I’m just curious about this. As someone with a chronic illness, I pretty much never hear anyone talk about things related to the sorts of difficulties and discrimination I and others might face within society. I’m not aware of companies or governments doing anything special to bring awareness on the same scale of say, pride month for instance. In fact certain aspects of accessibility were only normalized during the pandemic when healthy people needed them and now they’re being gradually rescinded now that they don’t. It’s annoying for those who’ve come to prefer those accommodations. It’s cruel for those who rely on them.

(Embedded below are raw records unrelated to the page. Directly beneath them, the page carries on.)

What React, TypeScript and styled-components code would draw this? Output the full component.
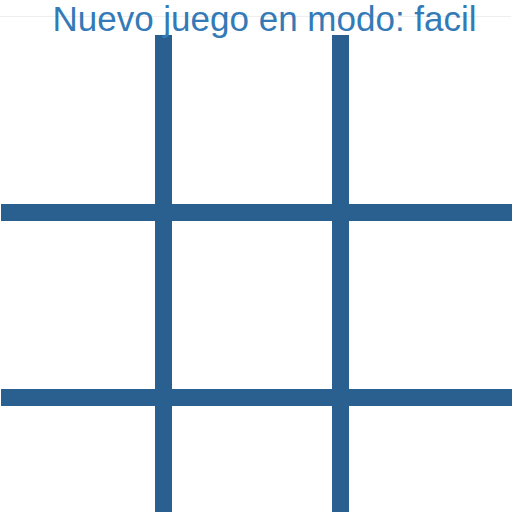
import React from "react";
import styled, { createGlobalStyle } from "styled-components";

const Global = createGlobalStyle`
  html, body {
    margin: 0;
    padding: 0;
    background: #ffffff;
    overflow: hidden;
  }
  body {
    font-family: "Liberation Sans", Arial, sans-serif;
  }
`;

const Page = styled.div`
  width: 512px;
  height: 512px;
  display: flex;
  flex-direction: column;
  overflow: hidden;
`;

const Header = styled.header`
  position: relative;
  height: 35px;
  flex: none;
  &::before {
    content: "";
    position: absolute;
    left: 0;
    right: 1px;
    top: 16px;
    height: 1px;
    background: #eeeeee;
  }
`;

const Title = styled.h1`
  position: relative;
  margin: 0;
  padding-left: 17px;
  font-family: "Liberation Sans", Arial, sans-serif;
  font-weight: 400;
  font-size: 35px;
  line-height: 38px;
  color: #337ab7;
  text-align: center;
  white-space: nowrap;
`;

const Board = styled.svg`
  display: block;
  flex: none;
`;

const BAR = "#2a6090";

export default function App() {
  const h = 520;
  return (
    <>
      <Global />
      <Page>
        <Header>
          <Title>Nuevo juego en modo: facil</Title>
        </Header>
        <Board width={512} height={h} viewBox={`0 0 512 ${h}`}>
          <rect x={155} y={0} width={17} height={h} fill={BAR} />
          <rect x={332} y={0} width={17} height={h} fill={BAR} />
          <rect x={1} y={169} width={511} height={17} fill={BAR} />
          <rect x={1} y={354} width={511} height={17} fill={BAR} />
        </Board>
      </Page>
    </>
  );
}
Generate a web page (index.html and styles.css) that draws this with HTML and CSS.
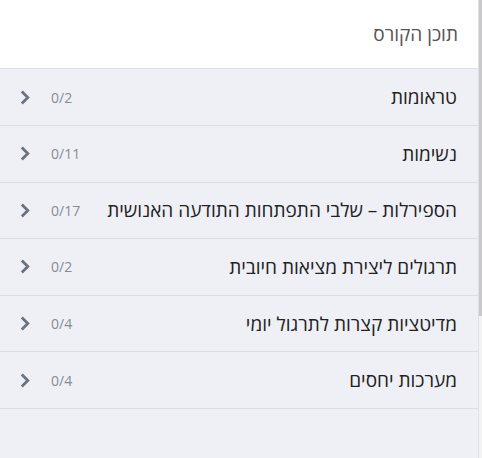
FILE: index.html
```html
<!DOCTYPE html>
<html lang="he" dir="rtl">
<head>
<meta charset="utf-8">
<link rel="stylesheet" href="styles.css">
</head>
<body>
<div class="page">
  <div class="panel">
    <div class="header">תוכן הקורס</div>
    <ul class="list">
      <li class="row"><span class="title">טראומות</span><span class="meta"><span class="count">0/2</span><svg class="chev" viewBox="0 0 10 15" width="10" height="15"><path d="M1.8 1.5 L7.8 7.5 L1.8 13.5" fill="none" stroke="currentColor" stroke-width="2.8"/></svg></span></li>
      <li class="row"><span class="title">נשימות</span><span class="meta"><span class="count">0/11</span><svg class="chev" viewBox="0 0 10 15" width="10" height="15"><path d="M1.8 1.5 L7.8 7.5 L1.8 13.5" fill="none" stroke="currentColor" stroke-width="2.8"/></svg></span></li>
      <li class="row"><span class="title">הספירלות – שלבי התפתחות התודעה האנושית</span><span class="meta"><span class="count">0/17</span><svg class="chev" viewBox="0 0 10 15" width="10" height="15"><path d="M1.8 1.5 L7.8 7.5 L1.8 13.5" fill="none" stroke="currentColor" stroke-width="2.8"/></svg></span></li>
      <li class="row"><span class="title">תרגולים ליצירת מציאות חיובית</span><span class="meta"><span class="count">0/2</span><svg class="chev" viewBox="0 0 10 15" width="10" height="15"><path d="M1.8 1.5 L7.8 7.5 L1.8 13.5" fill="none" stroke="currentColor" stroke-width="2.8"/></svg></span></li>
      <li class="row"><span class="title">מדיטציות קצרות לתרגול יומי</span><span class="meta"><span class="count">0/4</span><svg class="chev" viewBox="0 0 10 15" width="10" height="15"><path d="M1.8 1.5 L7.8 7.5 L1.8 13.5" fill="none" stroke="currentColor" stroke-width="2.8"/></svg></span></li>
      <li class="row"><span class="title">מערכות יחסים</span><span class="meta"><span class="count">0/4</span><svg class="chev" viewBox="0 0 10 15" width="10" height="15"><path d="M1.8 1.5 L7.8 7.5 L1.8 13.5" fill="none" stroke="currentColor" stroke-width="2.8"/></svg></span></li>
    </ul>
  </div>
  <div class="scrollbar"><div class="thumb"></div></div>
</div>
</body>
</html>
```
FILE: styles.css
```css
html, body {
  margin: 0;
  padding: 0;
  height: 100%;
}
body {
  font-family: "Open Sans", "Noto Sans", sans-serif;
  background: #eff0f5;
  overflow: hidden;
}
.page {
  display: flex;
  flex-direction: row;
  direction: ltr;
  height: 458px;
  width: 482px;
}
.scrollbar {
  width: 3px;
  background: #f3f3f4;
  display: flex;
  flex-direction: column;
}
.thumb {
  height: 316px;
  background: #c9c9cc;
}
.panel {
  direction: rtl;
  flex: 1;
  border-right: 1px solid #dfe0e5;
  background: #eff0f5;
  display: flex;
  flex-direction: column;
}
.header {
  height: 68.2px;
  flex-shrink: 0;
  background: #ffffff;
  border-bottom: 1px solid #dfe0e5;
  color: #555;
  font-size: 19px;
  padding-right: 20px;
  display: flex;
  align-items: center;
}
.list {
  list-style: none;
  margin: 0;
  padding: 0;
}
.row {
  height: 55.67px;
  border-bottom: 1px solid #dcdde2;
  display: flex;
  align-items: center;
  justify-content: space-between;
  padding: 0 21px 0 20px;
}
.title {
  font-size: 19px;
  color: #222;
}
.meta {
  display: flex;
  align-items: center;
  gap: 21px;
}
.count {
  font-size: 14px;
  color: #878b93;
}
.chev {
  display: block;
  color: #6b7280;
}
```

And just to be clear, I’m not suggesting this is an either or sort of thing. I’m just wondering why it’s not a that and this sort of thing. It’s possible I’m not considering the whole picture here, and I don’t mean for this to be controversial.

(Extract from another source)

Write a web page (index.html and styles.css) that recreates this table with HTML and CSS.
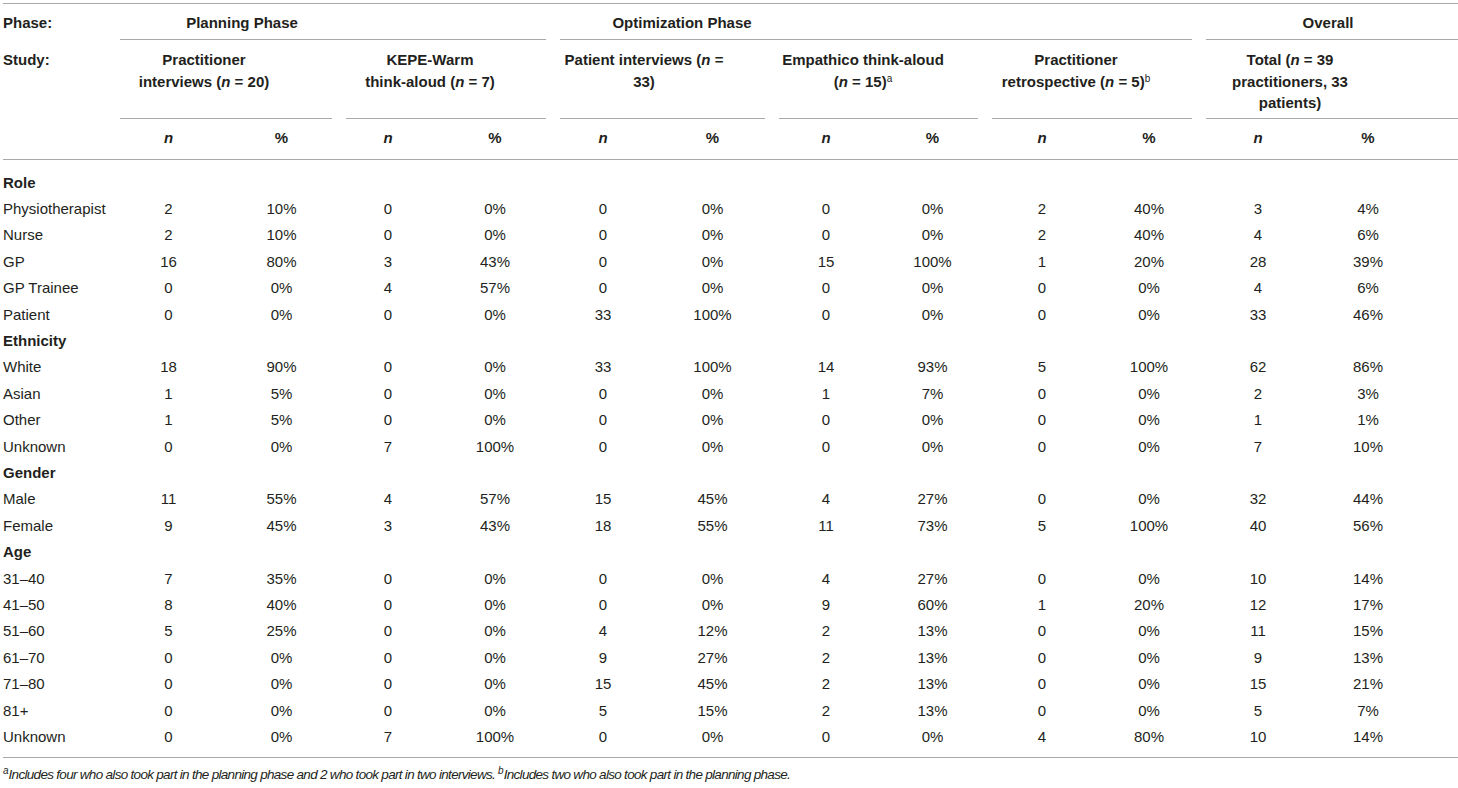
FILE: index.html
```html
<!DOCTYPE html>
<html lang="en">
<head>
<meta charset="utf-8">
<title>Participant characteristics</title>
<link rel="stylesheet" href="styles.css">
</head>
<body>
<div class="page">
<table class="tbl">
<colgroup>
<col class="c-lab"><col class="c1n"><col class="c1p"><col class="c2n"><col class="c2p"><col class="c3n"><col class="c3p"><col class="c4n"><col class="c4p"><col class="c5n"><col class="c5p"><col class="c6n"><col class="c6p">
</colgroup>
<thead>
<tr class="r-phase">
<th class="lab">Phase:</th>
<th class="grp phase" colspan="4"><span class="phase-text">Planning Phase</span></th>
<th class="grp phase" colspan="6"><span class="phase-text">Optimization Phase</span></th>
<th class="grp grp-last phase" colspan="2"><span class="phase-text">Overall</span></th>
</tr>
<tr class="r-study">
<th class="lab">Study:</th>
<th class="grp study" colspan="2"><span class="study-text">Practitioner<br>interviews (<i>n</i> = 20)</span></th>
<th class="grp study" colspan="2"><span class="study-text">KEPE-Warm<br>think-aloud (<i>n</i> = 7)</span></th>
<th class="grp study" colspan="2"><span class="study-text">Patient interviews (<i>n</i> =<br>33)</span></th>
<th class="grp study" colspan="2"><span class="study-text">Empathico think-aloud<br>(<i>n</i> = 15)<sup>a</sup></span></th>
<th class="grp study" colspan="2"><span class="study-text">Practitioner<br>retrospective (<i>n</i> = 5)<sup>b</sup></span></th>
<th class="grp grp-last study" colspan="2"><span class="study-text">Total (<i>n</i> = 39<br>practitioners, 33<br>patients)</span></th>
</tr>
<tr class="r-n">
<th class="lab"></th>
<th class="num"><i>n</i></th><th class="num">%</th>
<th class="num"><i>n</i></th><th class="num">%</th>
<th class="num"><i>n</i></th><th class="num">%</th>
<th class="num"><i>n</i></th><th class="num">%</th>
<th class="num"><i>n</i></th><th class="num">%</th>
<th class="num"><i>n</i></th><th class="num">%</th>
</tr>
</thead>
<tbody>
<tr class="cat"><td class="lab">Role</td><td colspan="12"></td></tr>
<tr><td class="lab">Physiotherapist</td><td class="num">2</td><td class="num">10%</td><td class="num">0</td><td class="num">0%</td><td class="num">0</td><td class="num">0%</td><td class="num">0</td><td class="num">0%</td><td class="num">2</td><td class="num">40%</td><td class="num">3</td><td class="num">4%</td></tr>
<tr><td class="lab">Nurse</td><td class="num">2</td><td class="num">10%</td><td class="num">0</td><td class="num">0%</td><td class="num">0</td><td class="num">0%</td><td class="num">0</td><td class="num">0%</td><td class="num">2</td><td class="num">40%</td><td class="num">4</td><td class="num">6%</td></tr>
<tr><td class="lab">GP</td><td class="num">16</td><td class="num">80%</td><td class="num">3</td><td class="num">43%</td><td class="num">0</td><td class="num">0%</td><td class="num">15</td><td class="num">100%</td><td class="num">1</td><td class="num">20%</td><td class="num">28</td><td class="num">39%</td></tr>
<tr><td class="lab">GP Trainee</td><td class="num">0</td><td class="num">0%</td><td class="num">4</td><td class="num">57%</td><td class="num">0</td><td class="num">0%</td><td class="num">0</td><td class="num">0%</td><td class="num">0</td><td class="num">0%</td><td class="num">4</td><td class="num">6%</td></tr>
<tr><td class="lab">Patient</td><td class="num">0</td><td class="num">0%</td><td class="num">0</td><td class="num">0%</td><td class="num">33</td><td class="num">100%</td><td class="num">0</td><td class="num">0%</td><td class="num">0</td><td class="num">0%</td><td class="num">33</td><td class="num">46%</td></tr>
<tr class="cat"><td class="lab">Ethnicity</td><td colspan="12"></td></tr>
<tr><td class="lab">White</td><td class="num">18</td><td class="num">90%</td><td class="num">0</td><td class="num">0%</td><td class="num">33</td><td class="num">100%</td><td class="num">14</td><td class="num">93%</td><td class="num">5</td><td class="num">100%</td><td class="num">62</td><td class="num">86%</td></tr>
<tr><td class="lab">Asian</td><td class="num">1</td><td class="num">5%</td><td class="num">0</td><td class="num">0%</td><td class="num">0</td><td class="num">0%</td><td class="num">1</td><td class="num">7%</td><td class="num">0</td><td class="num">0%</td><td class="num">2</td><td class="num">3%</td></tr>
<tr><td class="lab">Other</td><td class="num">1</td><td class="num">5%</td><td class="num">0</td><td class="num">0%</td><td class="num">0</td><td class="num">0%</td><td class="num">0</td><td class="num">0%</td><td class="num">0</td><td class="num">0%</td><td class="num">1</td><td class="num">1%</td></tr>
<tr><td class="lab">Unknown</td><td class="num">0</td><td class="num">0%</td><td class="num">7</td><td class="num">100%</td><td class="num">0</td><td class="num">0%</td><td class="num">0</td><td class="num">0%</td><td class="num">0</td><td class="num">0%</td><td class="num">7</td><td class="num">10%</td></tr>
<tr class="cat"><td class="lab">Gender</td><td colspan="12"></td></tr>
<tr><td class="lab">Male</td><td class="num">11</td><td class="num">55%</td><td class="num">4</td><td class="num">57%</td><td class="num">15</td><td class="num">45%</td><td class="num">4</td><td class="num">27%</td><td class="num">0</td><td class="num">0%</td><td class="num">32</td><td class="num">44%</td></tr>
<tr><td class="lab">Female</td><td class="num">9</td><td class="num">45%</td><td class="num">3</td><td class="num">43%</td><td class="num">18</td><td class="num">55%</td><td class="num">11</td><td class="num">73%</td><td class="num">5</td><td class="num">100%</td><td class="num">40</td><td class="num">56%</td></tr>
<tr class="cat"><td class="lab">Age</td><td colspan="12"></td></tr>
<tr><td class="lab">31–40</td><td class="num">7</td><td class="num">35%</td><td class="num">0</td><td class="num">0%</td><td class="num">0</td><td class="num">0%</td><td class="num">4</td><td class="num">27%</td><td class="num">0</td><td class="num">0%</td><td class="num">10</td><td class="num">14%</td></tr>
<tr><td class="lab">41–50</td><td class="num">8</td><td class="num">40%</td><td class="num">0</td><td class="num">0%</td><td class="num">0</td><td class="num">0%</td><td class="num">9</td><td class="num">60%</td><td class="num">1</td><td class="num">20%</td><td class="num">12</td><td class="num">17%</td></tr>
<tr><td class="lab">51–60</td><td class="num">5</td><td class="num">25%</td><td class="num">0</td><td class="num">0%</td><td class="num">4</td><td class="num">12%</td><td class="num">2</td><td class="num">13%</td><td class="num">0</td><td class="num">0%</td><td class="num">11</td><td class="num">15%</td></tr>
<tr><td class="lab">61–70</td><td class="num">0</td><td class="num">0%</td><td class="num">0</td><td class="num">0%</td><td class="num">9</td><td class="num">27%</td><td class="num">2</td><td class="num">13%</td><td class="num">0</td><td class="num">0%</td><td class="num">9</td><td class="num">13%</td></tr>
<tr><td class="lab">71–80</td><td class="num">0</td><td class="num">0%</td><td class="num">0</td><td class="num">0%</td><td class="num">15</td><td class="num">45%</td><td class="num">2</td><td class="num">13%</td><td class="num">0</td><td class="num">0%</td><td class="num">15</td><td class="num">21%</td></tr>
<tr><td class="lab">81+</td><td class="num">0</td><td class="num">0%</td><td class="num">0</td><td class="num">0%</td><td class="num">5</td><td class="num">15%</td><td class="num">2</td><td class="num">13%</td><td class="num">0</td><td class="num">0%</td><td class="num">5</td><td class="num">7%</td></tr>
<tr><td class="lab">Unknown</td><td class="num">0</td><td class="num">0%</td><td class="num">7</td><td class="num">100%</td><td class="num">0</td><td class="num">0%</td><td class="num">0</td><td class="num">0%</td><td class="num">4</td><td class="num">80%</td><td class="num">10</td><td class="num">14%</td></tr>
</tbody>
</table>
<p class="foot"><sup>a</sup>Includes four who also took part in the planning phase and 2 who took part in two interviews. <sup>b</sup>Includes two who also took part in the planning phase.</p>
</div>
</body>
</html>
```
FILE: styles.css
```css
html, body {
  margin: 0;
  background: #ffffff;
}
body {
  color: #231f20;
  font-family: "Liberation Sans", Arial, sans-serif;
  font-size: 15px;
}
.page {
  padding: 3px 0 0 3px;
}
.tbl {
  border-collapse: collapse;
  table-layout: fixed;
  width: 1455px;
  border-top: 1px solid #a9a9a9;
}
.c-lab { width: 110px; }
.c1n { width: 111px; }
.c1p { width: 115px; }
.c2n { width: 98px; }
.c2p { width: 116px; }
.c3n { width: 100px; }
.c3p { width: 119px; }
.c4n { width: 108px; }
.c4p { width: 105px; }
.c5n { width: 114px; }
.c5p { width: 100px; }
.c6n { width: 118px; }
.c6p { width: 141px; }

th, td {
  padding: 0;
  font-weight: normal;
  vertical-align: top;
}
thead th {
  font-weight: bold;
  line-height: 21px;
}
.lab {
  text-align: left;
}
.num {
  text-align: center;
}
.num:last-child {
  padding-right: 39px;
}
.grp {
  background: linear-gradient(#a9a9a9, #a9a9a9) center bottom / calc(100% - 14px) 1px no-repeat;
}
.grp-last {
  background-position: right bottom;
  background-size: calc(100% - 7px) 1px;
}
.r-phase th {
  padding-top: 8px;
  padding-bottom: 7px;
}
.r-study th {
  padding-top: 9px;
  padding-bottom: 5.5px;
  line-height: 21.5px;
}
.phase, .study {
  text-align: left;
  padding-left: 7px;
}
.phase-text {
  display: inline-block;
  width: 244px;
  text-align: center;
}
.study-text {
  display: inline-block;
  width: 168px;
  text-align: center;
}
sup {
  font-size: 10px;
  font-weight: normal;
  line-height: 0;
  vertical-align: 5px;
}
.r-n th {
  padding-top: 8px;
  padding-bottom: 11px;
  border-bottom: 1px solid #a9a9a9;
}
tbody td {
  line-height: 20.4px;
  padding-top: 3px;
  padding-bottom: 3px;
}
tbody tr:first-child td {
  padding-top: 12.5px;
}
tbody tr:last-child td {
  padding-bottom: 10px;
  border-bottom: 1px solid #a9a9a9;
}
.cat td {
  font-weight: bold;
}
.foot {
  margin: 9px 0 0;
  font-size: 13.5px;
  line-height: 16px;
  font-style: italic;
  letter-spacing: -0.7px;
  white-space: nowrap;
}
.foot sup {
  font-size: 10px;
  letter-spacing: 0;
  vertical-align: 5px;
}
```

That sounds pretty bitter, and a little misguided.
I’m sure it sucks, but I bet I could find plenty of marginalized groups that get less support per capita.
The ADA has changed construction across the US for decades. Any substantial renovation involves bringing preexisting structures up to code. That is not nothing. I’m sure it’s hundreds of billions of dollars nationally in accommodations.
The ADA has made you a protected class for decades longer than LGBTQ folks.
It might be slower than you want, and I’m sure it’s still not enough, but it is far more than you’re suggesting. And probably receives more money than any other marginalized group in terms of dollars spent on accommodations.
While none of your points are necessarily wrong (although they are mostly vague), none of them do anything to help a disabled person right now.